- _WHAT TO WORK ON_
Give every line again exactly as it appears, please, but not the pictures.

- _AVAILABLE DATA_
--------------------

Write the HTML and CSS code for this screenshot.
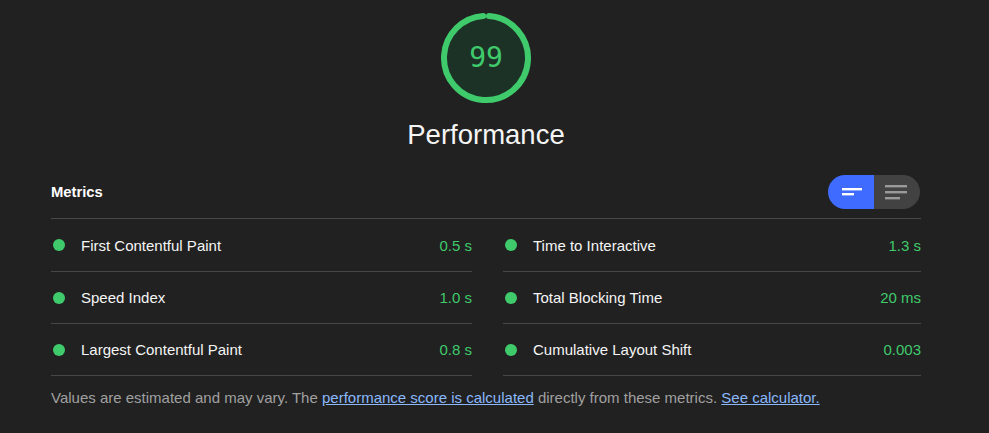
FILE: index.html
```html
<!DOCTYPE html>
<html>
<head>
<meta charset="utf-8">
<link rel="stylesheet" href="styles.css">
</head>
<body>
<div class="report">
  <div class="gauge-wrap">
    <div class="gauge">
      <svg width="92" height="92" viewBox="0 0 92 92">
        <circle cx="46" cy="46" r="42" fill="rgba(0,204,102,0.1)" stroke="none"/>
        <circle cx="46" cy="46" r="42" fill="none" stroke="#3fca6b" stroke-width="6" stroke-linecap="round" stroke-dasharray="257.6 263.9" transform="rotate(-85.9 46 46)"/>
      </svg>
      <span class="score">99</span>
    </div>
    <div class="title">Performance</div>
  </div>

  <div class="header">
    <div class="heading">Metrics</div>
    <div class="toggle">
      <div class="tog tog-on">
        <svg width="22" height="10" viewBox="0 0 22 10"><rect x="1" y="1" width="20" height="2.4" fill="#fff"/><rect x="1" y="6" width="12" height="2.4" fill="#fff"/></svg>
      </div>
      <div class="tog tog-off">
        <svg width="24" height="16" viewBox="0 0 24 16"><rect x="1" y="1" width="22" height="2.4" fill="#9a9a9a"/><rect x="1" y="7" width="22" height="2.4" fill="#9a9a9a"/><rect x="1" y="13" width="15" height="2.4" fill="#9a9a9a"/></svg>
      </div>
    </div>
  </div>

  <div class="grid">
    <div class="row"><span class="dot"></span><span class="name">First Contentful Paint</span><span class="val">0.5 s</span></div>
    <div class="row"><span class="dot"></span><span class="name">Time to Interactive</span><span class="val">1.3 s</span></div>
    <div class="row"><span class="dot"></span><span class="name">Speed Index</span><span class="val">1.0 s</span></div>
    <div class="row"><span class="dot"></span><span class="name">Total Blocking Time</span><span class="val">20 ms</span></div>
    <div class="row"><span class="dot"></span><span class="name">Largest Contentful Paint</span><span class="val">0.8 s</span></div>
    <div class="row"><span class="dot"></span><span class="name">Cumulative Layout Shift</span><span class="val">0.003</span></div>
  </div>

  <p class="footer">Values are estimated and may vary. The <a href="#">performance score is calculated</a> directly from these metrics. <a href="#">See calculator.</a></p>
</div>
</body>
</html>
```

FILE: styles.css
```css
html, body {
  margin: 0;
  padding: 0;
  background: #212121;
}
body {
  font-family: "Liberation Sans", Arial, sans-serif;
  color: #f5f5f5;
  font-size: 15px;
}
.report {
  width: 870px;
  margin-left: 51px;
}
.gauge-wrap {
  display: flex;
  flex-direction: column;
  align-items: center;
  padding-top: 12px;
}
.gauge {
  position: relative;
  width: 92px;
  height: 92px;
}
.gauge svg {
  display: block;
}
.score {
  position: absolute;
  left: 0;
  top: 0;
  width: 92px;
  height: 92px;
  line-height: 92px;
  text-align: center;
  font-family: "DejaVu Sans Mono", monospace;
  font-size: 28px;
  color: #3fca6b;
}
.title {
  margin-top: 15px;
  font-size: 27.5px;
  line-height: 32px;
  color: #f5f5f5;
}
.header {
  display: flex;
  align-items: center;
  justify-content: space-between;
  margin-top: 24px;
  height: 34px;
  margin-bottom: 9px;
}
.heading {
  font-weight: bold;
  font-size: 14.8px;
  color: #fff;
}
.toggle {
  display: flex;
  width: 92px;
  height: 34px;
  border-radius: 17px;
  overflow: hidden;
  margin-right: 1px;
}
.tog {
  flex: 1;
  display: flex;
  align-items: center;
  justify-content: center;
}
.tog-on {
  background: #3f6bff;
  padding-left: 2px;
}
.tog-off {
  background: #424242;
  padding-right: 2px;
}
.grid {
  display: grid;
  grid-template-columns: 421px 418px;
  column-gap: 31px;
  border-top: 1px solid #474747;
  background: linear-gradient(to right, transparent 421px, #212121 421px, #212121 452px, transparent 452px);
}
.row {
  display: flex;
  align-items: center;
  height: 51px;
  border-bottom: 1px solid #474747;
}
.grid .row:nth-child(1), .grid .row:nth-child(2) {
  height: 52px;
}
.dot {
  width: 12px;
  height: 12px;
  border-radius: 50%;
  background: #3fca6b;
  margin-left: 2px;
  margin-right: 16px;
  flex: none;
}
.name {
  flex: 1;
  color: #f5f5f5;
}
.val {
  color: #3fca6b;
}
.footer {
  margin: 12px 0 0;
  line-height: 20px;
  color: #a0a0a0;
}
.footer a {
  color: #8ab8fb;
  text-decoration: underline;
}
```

--------------------

- _TASK SOLUTION_
Write the HTML and CSS code for this screenshot.
FILE: index.html
```html
<!DOCTYPE html>
<html>
<head>
<meta charset="utf-8">
<link rel="stylesheet" href="styles.css">
</head>
<body>
<div class="report">
  <div class="gauge-wrap">
    <div class="gauge">
      <svg width="92" height="92" viewBox="0 0 92 92">
        <circle cx="46" cy="46" r="42" fill="rgba(0,204,102,0.1)" stroke="none"/>
        <circle cx="46" cy="46" r="42" fill="none" stroke="#3fca6b" stroke-width="6" stroke-linecap="round" stroke-dasharray="257.6 263.9" transform="rotate(-85.9 46 46)"/>
      </svg>
      <span class="score">99</span>
    </div>
    <div class="title">Performance</div>
  </div>

  <div class="header">
    <div class="heading">Metrics</div>
    <div class="toggle">
      <div class="tog tog-on">
        <svg width="22" height="10" viewBox="0 0 22 10"><rect x="1" y="1" width="20" height="2.4" fill="#fff"/><rect x="1" y="6" width="12" height="2.4" fill="#fff"/></svg>
      </div>
      <div class="tog tog-off">
        <svg width="24" height="16" viewBox="0 0 24 16"><rect x="1" y="1" width="22" height="2.4" fill="#9a9a9a"/><rect x="1" y="7" width="22" height="2.4" fill="#9a9a9a"/><rect x="1" y="13" width="15" height="2.4" fill="#9a9a9a"/></svg>
      </div>
    </div>
  </div>

  <div class="grid">
    <div class="row"><span class="dot"></span><span class="name">First Contentful Paint</span><span class="val">0.5 s</span></div>
    <div class="row"><span class="dot"></span><span class="name">Time to Interactive</span><span class="val">1.3 s</span></div>
    <div class="row"><span class="dot"></span><span class="name">Speed Index</span><span class="val">1.0 s</span></div>
    <div class="row"><span class="dot"></span><span class="name">Total Blocking Time</span><span class="val">20 ms</span></div>
    <div class="row"><span class="dot"></span><span class="name">Largest Contentful Paint</span><span class="val">0.8 s</span></div>
    <div class="row"><span class="dot"></span><span class="name">Cumulative Layout Shift</span><span class="val">0.003</span></div>
  </div>

  <p class="footer">Values are estimated and may vary. The <a href="#">performance score is calculated</a> directly from these metrics. <a href="#">See calculator.</a></p>
</div>
</body>
</html>
```

FILE: styles.css
```css
html, body {
  margin: 0;
  padding: 0;
  background: #212121;
}
body {
  font-family: "Liberation Sans", Arial, sans-serif;
  color: #f5f5f5;
  font-size: 15px;
}
.report {
  width: 870px;
  margin-left: 51px;
}
.gauge-wrap {
  display: flex;
  flex-direction: column;
  align-items: center;
  padding-top: 12px;
}
.gauge {
  position: relative;
  width: 92px;
  height: 92px;
}
.gauge svg {
  display: block;
}
.score {
  position: absolute;
  left: 0;
  top: 0;
  width: 92px;
  height: 92px;
  line-height: 92px;
  text-align: center;
  font-family: "DejaVu Sans Mono", monospace;
  font-size: 28px;
  color: #3fca6b;
}
.title {
  margin-top: 15px;
  font-size: 27.5px;
  line-height: 32px;
  color: #f5f5f5;
}
.header {
  display: flex;
  align-items: center;
  justify-content: space-between;
  margin-top: 24px;
  height: 34px;
  margin-bottom: 9px;
}
.heading {
  font-weight: bold;
  font-size: 14.8px;
  color: #fff;
}
.toggle {
  display: flex;
  width: 92px;
  height: 34px;
  border-radius: 17px;
  overflow: hidden;
  margin-right: 1px;
}
.tog {
  flex: 1;
  display: flex;
  align-items: center;
  justify-content: center;
}
.tog-on {
  background: #3f6bff;
  padding-left: 2px;
}
.tog-off {
  background: #424242;
  padding-right: 2px;
}
.grid {
  display: grid;
  grid-template-columns: 421px 418px;
  column-gap: 31px;
  border-top: 1px solid #474747;
  background: linear-gradient(to right, transparent 421px, #212121 421px, #212121 452px, transparent 452px);
}
.row {
  display: flex;
  align-items: center;
  height: 51px;
  border-bottom: 1px solid #474747;
}
.grid .row:nth-child(1), .grid .row:nth-child(2) {
  height: 52px;
}
.dot {
  width: 12px;
  height: 12px;
  border-radius: 50%;
  background: #3fca6b;
  margin-left: 2px;
  margin-right: 16px;
  flex: none;
}
.name {
  flex: 1;
  color: #f5f5f5;
}
.val {
  color: #3fca6b;
}
.footer {
  margin: 12px 0 0;
  line-height: 20px;
  color: #a0a0a0;
}
.footer a {
  color: #8ab8fb;
  text-decoration: underline;
}
```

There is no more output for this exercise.